--- start LISTED ENTRIES ---

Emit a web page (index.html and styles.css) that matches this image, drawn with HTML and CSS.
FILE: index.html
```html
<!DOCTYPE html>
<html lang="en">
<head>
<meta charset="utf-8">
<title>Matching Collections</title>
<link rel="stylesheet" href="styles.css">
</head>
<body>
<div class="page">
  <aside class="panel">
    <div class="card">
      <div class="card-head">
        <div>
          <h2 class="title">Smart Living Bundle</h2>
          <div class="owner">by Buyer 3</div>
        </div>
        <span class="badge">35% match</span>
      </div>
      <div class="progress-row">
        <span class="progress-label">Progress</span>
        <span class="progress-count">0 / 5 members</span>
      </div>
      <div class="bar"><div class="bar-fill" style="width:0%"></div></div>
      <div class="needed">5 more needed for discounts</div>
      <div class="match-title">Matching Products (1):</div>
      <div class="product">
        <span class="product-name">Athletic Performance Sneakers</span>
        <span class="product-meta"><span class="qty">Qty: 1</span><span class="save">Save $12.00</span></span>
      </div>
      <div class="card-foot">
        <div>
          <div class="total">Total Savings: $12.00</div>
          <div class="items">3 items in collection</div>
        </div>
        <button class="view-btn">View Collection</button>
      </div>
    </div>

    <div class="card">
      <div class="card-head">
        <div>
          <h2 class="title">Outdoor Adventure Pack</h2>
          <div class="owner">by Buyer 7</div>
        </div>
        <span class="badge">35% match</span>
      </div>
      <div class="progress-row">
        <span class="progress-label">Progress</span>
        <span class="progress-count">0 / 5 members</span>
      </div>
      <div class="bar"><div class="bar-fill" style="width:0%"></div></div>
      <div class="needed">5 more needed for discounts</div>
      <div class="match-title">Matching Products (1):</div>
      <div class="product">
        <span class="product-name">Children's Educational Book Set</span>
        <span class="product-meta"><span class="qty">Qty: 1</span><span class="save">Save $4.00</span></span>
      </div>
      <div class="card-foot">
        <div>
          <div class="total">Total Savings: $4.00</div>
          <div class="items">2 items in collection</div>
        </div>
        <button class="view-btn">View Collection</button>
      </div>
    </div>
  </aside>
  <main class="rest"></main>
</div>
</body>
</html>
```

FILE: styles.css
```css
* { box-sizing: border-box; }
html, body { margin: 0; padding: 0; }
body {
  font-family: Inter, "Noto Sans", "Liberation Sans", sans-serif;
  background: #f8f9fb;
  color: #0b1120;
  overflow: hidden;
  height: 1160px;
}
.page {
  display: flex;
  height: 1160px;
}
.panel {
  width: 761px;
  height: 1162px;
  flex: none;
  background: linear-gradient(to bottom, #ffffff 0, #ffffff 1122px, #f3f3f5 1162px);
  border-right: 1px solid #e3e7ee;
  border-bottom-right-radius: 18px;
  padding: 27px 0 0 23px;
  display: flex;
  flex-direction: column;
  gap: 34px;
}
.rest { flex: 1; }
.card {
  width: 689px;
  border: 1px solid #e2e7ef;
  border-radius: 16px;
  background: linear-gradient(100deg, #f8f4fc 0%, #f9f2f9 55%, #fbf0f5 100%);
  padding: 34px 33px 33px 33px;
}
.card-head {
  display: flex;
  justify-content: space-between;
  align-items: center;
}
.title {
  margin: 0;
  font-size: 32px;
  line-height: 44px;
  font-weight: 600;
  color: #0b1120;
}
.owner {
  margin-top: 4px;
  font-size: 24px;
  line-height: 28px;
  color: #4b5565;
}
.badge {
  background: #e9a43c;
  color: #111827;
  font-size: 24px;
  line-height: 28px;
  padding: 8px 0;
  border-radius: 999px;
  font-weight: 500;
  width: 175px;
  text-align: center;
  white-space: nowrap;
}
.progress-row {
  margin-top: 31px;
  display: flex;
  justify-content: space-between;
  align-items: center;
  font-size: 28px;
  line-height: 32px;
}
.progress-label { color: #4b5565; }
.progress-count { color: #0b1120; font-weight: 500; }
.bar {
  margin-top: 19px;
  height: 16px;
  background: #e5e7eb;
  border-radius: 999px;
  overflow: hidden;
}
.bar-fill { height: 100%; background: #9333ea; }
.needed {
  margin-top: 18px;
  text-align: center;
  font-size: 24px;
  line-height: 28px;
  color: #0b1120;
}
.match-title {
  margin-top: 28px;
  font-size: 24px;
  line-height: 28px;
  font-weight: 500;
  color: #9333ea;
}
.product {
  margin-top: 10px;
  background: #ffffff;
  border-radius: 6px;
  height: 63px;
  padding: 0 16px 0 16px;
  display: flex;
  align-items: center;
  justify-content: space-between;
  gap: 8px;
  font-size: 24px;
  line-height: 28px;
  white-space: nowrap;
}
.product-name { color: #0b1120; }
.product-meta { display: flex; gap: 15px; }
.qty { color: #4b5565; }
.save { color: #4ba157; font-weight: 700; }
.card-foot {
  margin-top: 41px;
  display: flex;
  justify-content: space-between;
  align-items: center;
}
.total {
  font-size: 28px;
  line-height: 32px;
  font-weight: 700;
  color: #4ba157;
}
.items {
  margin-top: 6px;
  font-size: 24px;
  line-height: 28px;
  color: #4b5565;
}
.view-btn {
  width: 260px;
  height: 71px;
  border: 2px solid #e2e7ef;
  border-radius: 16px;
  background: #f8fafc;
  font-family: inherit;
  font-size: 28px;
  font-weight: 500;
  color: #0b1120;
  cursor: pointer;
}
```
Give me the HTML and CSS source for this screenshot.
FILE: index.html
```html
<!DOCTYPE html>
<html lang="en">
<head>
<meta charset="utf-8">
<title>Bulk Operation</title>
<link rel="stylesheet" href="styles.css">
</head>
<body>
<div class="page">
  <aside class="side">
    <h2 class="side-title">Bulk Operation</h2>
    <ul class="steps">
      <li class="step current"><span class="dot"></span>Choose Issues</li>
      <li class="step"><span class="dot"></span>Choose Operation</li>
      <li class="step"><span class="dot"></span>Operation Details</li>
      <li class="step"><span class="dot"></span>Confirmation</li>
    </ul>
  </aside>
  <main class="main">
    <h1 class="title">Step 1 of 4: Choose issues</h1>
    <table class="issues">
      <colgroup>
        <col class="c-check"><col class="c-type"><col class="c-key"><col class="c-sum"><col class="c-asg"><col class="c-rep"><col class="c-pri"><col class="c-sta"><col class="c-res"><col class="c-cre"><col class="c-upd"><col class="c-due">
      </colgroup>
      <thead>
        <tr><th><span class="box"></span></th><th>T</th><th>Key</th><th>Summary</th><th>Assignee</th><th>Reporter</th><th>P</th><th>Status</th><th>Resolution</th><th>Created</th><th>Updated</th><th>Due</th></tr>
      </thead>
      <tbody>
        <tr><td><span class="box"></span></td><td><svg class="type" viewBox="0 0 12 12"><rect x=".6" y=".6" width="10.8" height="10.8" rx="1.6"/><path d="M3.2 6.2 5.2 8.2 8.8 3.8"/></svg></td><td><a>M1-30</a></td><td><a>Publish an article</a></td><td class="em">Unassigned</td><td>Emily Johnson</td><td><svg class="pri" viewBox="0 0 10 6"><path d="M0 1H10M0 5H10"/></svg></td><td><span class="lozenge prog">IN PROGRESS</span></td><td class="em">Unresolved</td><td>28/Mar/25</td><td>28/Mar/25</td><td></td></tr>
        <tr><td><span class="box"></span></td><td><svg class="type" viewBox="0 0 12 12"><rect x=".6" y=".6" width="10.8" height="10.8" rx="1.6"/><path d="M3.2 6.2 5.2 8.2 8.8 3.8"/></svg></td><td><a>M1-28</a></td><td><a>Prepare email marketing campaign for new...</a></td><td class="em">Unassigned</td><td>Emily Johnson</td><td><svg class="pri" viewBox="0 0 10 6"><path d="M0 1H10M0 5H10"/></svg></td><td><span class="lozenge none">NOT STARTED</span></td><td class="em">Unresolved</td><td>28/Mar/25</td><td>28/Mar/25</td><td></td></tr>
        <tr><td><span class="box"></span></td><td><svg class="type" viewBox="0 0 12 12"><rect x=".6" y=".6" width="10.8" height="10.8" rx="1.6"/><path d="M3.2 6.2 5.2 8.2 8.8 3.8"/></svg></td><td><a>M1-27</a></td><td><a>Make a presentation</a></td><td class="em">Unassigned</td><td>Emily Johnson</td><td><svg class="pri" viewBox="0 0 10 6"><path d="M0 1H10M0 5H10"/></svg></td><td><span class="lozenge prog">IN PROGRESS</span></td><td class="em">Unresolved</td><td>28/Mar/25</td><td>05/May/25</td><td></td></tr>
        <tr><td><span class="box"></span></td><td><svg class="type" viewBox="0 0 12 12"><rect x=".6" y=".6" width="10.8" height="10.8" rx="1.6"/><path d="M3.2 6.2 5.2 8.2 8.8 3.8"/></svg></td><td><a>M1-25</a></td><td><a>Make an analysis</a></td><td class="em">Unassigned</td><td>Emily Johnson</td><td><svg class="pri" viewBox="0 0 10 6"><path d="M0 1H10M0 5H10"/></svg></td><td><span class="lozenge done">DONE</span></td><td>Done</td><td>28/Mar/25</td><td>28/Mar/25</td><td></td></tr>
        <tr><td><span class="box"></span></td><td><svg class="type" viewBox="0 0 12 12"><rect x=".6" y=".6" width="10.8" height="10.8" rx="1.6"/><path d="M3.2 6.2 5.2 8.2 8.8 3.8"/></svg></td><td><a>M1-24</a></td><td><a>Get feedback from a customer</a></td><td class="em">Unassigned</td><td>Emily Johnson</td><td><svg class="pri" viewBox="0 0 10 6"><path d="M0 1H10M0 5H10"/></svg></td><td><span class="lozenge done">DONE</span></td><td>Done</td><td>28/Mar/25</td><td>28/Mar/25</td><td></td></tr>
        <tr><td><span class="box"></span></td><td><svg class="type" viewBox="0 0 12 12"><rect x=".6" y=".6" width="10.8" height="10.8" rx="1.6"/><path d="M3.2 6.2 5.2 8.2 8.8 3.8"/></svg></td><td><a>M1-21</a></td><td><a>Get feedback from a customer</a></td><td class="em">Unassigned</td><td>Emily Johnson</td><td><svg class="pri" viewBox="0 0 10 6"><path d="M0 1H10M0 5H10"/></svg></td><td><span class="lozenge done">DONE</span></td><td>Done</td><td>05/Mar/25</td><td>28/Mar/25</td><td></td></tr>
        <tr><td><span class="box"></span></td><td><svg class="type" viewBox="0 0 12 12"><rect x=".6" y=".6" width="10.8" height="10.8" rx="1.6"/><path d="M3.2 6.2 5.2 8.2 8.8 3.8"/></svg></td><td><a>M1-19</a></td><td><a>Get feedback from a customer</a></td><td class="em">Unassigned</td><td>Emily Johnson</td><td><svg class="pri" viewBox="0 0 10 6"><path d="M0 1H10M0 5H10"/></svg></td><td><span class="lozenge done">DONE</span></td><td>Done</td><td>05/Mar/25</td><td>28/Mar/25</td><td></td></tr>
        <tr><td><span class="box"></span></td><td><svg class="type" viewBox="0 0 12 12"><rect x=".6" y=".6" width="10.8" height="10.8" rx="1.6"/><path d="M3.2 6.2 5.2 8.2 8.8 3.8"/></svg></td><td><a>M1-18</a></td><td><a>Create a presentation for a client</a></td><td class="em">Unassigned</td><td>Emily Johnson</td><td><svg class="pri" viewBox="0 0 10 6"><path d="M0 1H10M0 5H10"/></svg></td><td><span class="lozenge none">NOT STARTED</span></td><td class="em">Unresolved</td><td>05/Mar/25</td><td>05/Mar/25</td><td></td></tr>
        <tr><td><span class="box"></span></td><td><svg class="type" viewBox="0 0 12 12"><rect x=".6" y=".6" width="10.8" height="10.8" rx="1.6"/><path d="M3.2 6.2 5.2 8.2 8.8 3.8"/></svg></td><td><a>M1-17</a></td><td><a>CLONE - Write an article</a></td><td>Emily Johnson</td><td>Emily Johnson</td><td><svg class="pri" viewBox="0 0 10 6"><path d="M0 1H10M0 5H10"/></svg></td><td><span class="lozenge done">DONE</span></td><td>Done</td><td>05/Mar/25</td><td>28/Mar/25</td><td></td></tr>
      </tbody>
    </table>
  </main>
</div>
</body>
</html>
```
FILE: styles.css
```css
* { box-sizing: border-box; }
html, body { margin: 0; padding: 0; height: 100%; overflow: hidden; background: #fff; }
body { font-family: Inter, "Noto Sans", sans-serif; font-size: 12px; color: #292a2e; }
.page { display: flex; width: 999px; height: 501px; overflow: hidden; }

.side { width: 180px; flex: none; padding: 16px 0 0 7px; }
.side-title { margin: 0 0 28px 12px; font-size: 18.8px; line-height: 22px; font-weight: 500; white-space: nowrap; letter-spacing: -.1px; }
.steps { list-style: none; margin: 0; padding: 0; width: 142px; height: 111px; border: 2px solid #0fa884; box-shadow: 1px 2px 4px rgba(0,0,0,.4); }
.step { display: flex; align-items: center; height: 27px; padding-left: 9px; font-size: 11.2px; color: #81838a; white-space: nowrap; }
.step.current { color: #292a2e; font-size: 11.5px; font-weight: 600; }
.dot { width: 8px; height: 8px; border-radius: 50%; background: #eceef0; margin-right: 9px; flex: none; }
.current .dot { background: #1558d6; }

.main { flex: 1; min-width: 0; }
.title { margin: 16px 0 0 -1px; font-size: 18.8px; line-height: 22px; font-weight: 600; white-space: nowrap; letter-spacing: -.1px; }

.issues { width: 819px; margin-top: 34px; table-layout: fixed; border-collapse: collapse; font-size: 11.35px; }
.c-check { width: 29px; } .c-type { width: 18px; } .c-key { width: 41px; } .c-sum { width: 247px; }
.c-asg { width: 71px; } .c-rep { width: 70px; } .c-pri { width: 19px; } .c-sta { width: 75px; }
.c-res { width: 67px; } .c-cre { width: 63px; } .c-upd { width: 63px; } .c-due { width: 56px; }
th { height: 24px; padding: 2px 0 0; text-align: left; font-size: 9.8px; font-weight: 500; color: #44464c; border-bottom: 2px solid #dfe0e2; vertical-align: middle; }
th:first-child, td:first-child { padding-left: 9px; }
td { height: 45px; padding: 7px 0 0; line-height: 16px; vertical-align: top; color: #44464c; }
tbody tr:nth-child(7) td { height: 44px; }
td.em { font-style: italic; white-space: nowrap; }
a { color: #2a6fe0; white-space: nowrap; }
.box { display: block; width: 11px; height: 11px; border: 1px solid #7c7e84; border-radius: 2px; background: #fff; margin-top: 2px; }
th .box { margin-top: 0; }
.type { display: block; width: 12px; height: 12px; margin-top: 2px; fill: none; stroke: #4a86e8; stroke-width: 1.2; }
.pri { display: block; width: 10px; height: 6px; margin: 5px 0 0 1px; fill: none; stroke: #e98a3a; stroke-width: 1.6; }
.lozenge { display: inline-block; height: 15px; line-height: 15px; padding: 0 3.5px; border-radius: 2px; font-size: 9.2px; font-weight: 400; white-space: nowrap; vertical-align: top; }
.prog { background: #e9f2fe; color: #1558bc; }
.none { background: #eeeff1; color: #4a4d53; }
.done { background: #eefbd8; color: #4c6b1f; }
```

--- end LISTED ENTRIES ---

Find how many lines include the string "page" and report that number alone.

5